The muted buzz from the third floor of the Beacon Journal is that the absentee Canadian owner could move it to smaller quarters within a year - or sooner if it can find a buyer for the proudly towered edifice.
"It's like a mausoleum," a reporter told me a few days ago, confirming melancholy reports that have drifted out from others of the emptiness of the place that boasts high up on its front page of being "Informing. Engaging. Essential."
Mausoleum is not an exaggeration. My source ruefully noted that the third floor is now the home of the news operation, advertising and circulation. The second floor and mezzanine are vacant. The first floor has only a guard station and a modest public service counter. The paper is printed out of town.
The new building rose on the site of the razed Music Hall at 44. E. Exchange St. in the summer of 1930 to accommodate the Times-Press . In 1938, the owner, Scripps-Howard, sold it to John S. Knight's publishing company and there the building has remained in powerful hands ever since.
When I arrived at the paper from Columbus in 1967 I was swept up by the lively environment of a big noisy staff, the endless clattering of teletype machines (news never stops) and the imposing figure of Jack Knight who often circulated in the news room from his corner office.
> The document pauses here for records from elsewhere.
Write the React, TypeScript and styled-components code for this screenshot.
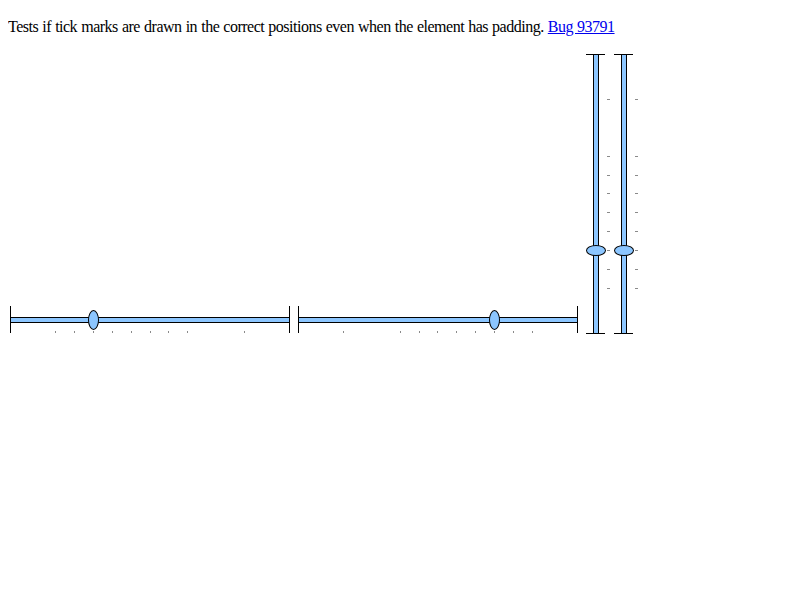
import React from 'react';
import styled, {createGlobalStyle} from 'styled-components';

const GlobalStyle = createGlobalStyle`
  body {
    margin: 8px;
    background: #ffffff;
    color: #000000;
    font-family: "Liberation Serif", "Times New Roman", serif;
    font-size: 16px;
  }
`

const FILL = '#8cc6ff'
const TICK = '#8a8a8a'

// offsets in px from the start of the track (left, or bottom for vertical)
const tickOffsets = [45, 64, 83, 102, 121, 140, 158, 177, 234]
const thumbOffset = 83

const H_WIDTH = 280
const V_HEIGHT = 280

type HProps = { reversed?: boolean }

const HSlider = ({reversed}: HProps) => {
    const pos = (o: number) => (reversed ? H_WIDTH - 1 - o : o)
    return (
        <HBox>
            <HCap/>
            <HTrack/>
            <HCap/>
            {tickOffsets.map((o) => (
                <HTick key={o} style={{left: pos(o)}}/>
            ))}
            <HThumb style={{left: pos(thumbOffset) - 5}}/>
        </HBox>
    )
}

const VSlider = () => {
    const pos = (o: number) => V_HEIGHT - 1 - o
    return (
        <VBox>
            <VCap/>
            <VTrack/>
            <VCap/>
            {tickOffsets.map((o) => (
                <VTick key={o} style={{top: pos(o)}}/>
            ))}
            <VThumb style={{top: pos(thumbOffset) - 5}}/>
        </VBox>
    )
}

export default function App() {
    return (
        <>
            <GlobalStyle/>
            <Intro>
                Tests if tick marks are drawn in the correct positions even when the element has padding.{' '}
                <a href="#">Bug 93791</a>
            </Intro>
            <Row>
                <HSlider/>
                <HSlider reversed/>
                <VSlider/>
                <VSlider/>
            </Row>
        </>
    )
}

const Intro = styled.p`
  margin: 10px 0 18px;
  line-height: 18px;
  letter-spacing: -0.5px;
  word-spacing: 0.6px;

  a {
    color: #0000ee;
    text-decoration: underline;
  }
`

const Row = styled.div`
  display: flex;
  align-items: flex-end;
  gap: 8px;
  padding-left: 2px;
`

//horizontal
const HBox = styled.div`
  position: relative;
  display: flex;
  align-items: flex-start;
  width: ${H_WIDTH}px;
  height: 27px;
  margin-bottom: 1px;
  flex-shrink: 0;
`

const HTrack = styled.div`
  flex: 1;
  margin-top: 11px;
  height: 6px;
  box-sizing: border-box;
  border-top: 1px solid #000;
  border-bottom: 1px solid #000;
  background: ${FILL};
`

const HCap = styled.div`
  width: 1px;
  height: 27px;
  background: #000;
`

const HTick = styled.div`
  position: absolute;
  top: 25px;
  width: 1px;
  height: 2px;
  background: ${TICK};
`

const HThumb = styled.div`
  position: absolute;
  top: 4px;
  width: 11px;
  height: 20px;
  box-sizing: border-box;
  border: 1px solid #000;
  border-radius: 50%;
  background: ${FILL};
`

//vertical
const VBox = styled.div`
  position: relative;
  display: flex;
  flex-direction: column;
  align-items: flex-start;
  width: 20px;
  height: ${V_HEIGHT}px;
  flex-shrink: 0;
`

const VTrack = styled.div`
  flex: 1;
  margin-left: 7px;
  width: 6px;
  box-sizing: border-box;
  border-left: 1px solid #000;
  border-right: 1px solid #000;
  background: ${FILL};
`

const VCap = styled.div`
  width: 19px;
  height: 1px;
  background: #000;
`

const VTick = styled.div`
  position: absolute;
  left: 21px;
  width: 3px;
  height: 1px;
  background: ${TICK};
`

const VThumb = styled.div`
  position: absolute;
  left: 0;
  width: 20px;
  height: 11px;
  box-sizing: border-box;
  border: 1px solid #000;
  border-radius: 50%;
  background: ${FILL};
`
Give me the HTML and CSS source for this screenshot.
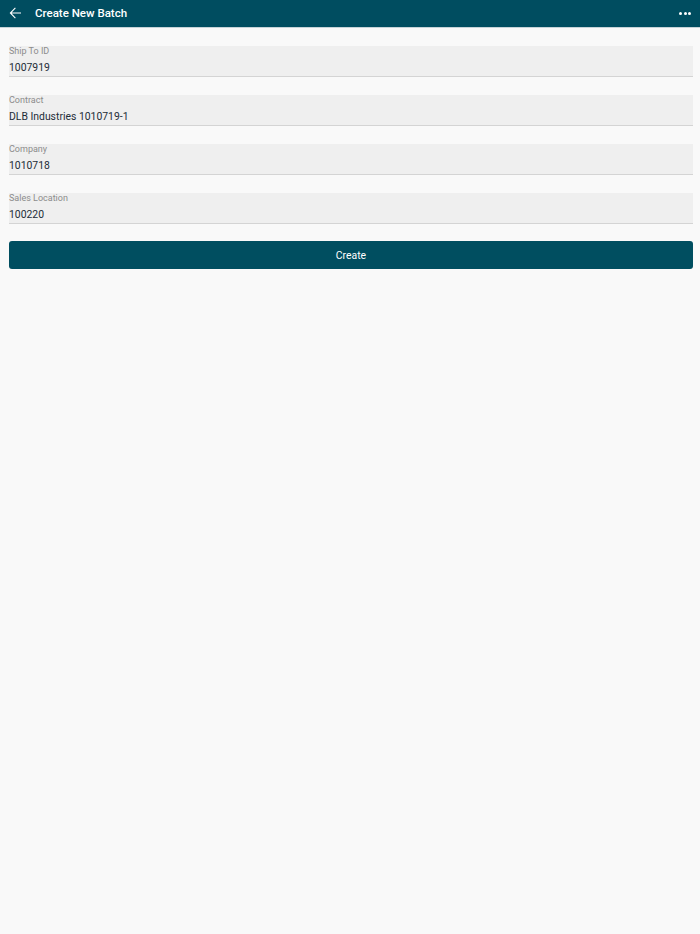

I had showed up at my desk with my right hand heavily bandaged from a serious cut suffered in a temper tantrum when I slammed my fist against a jammed garage door.
Knight stopped short in his rounds, walked over to my desk and said:" I'm Jack Knight What happened to your hand."
When I told him, he replied: "Better be more csreful the next time," and walked away.
My years at the paper were more than rewarding. Neither Knight nor Ben Maidenburg, the feisty conservative editor who hired me after a contentious sit-down lunch, interfered with my political reporting (Ben merely sulked) , even though we came from different points on the political dial. Working for these bosses, there was always the respectful sense of belonging to a professional operation.
But as the years passed, new store-trained editors arrived from distant sites with strange ideas of newspaper vibrancy. Much of it came down to tinkered changes,which are now reflected in many mainstream papers . No longer was it the workplace of Knight's personal family but rather an office where you showed up at your desk, did the best that you could under the circumstances and prepared to move on.
The internal cohesion and driven competitiveness with other papers broke apart with hiring freezes, scrimping and catch-as-catch-can reporting. Good people left, too many to the Plain Dealer - an exodus to the paper up the road that would have been treason in earlier times. All that will be left of the soaring Knight legacy will vanish when they turn out the lights at 44 E. Exchange and move on, too.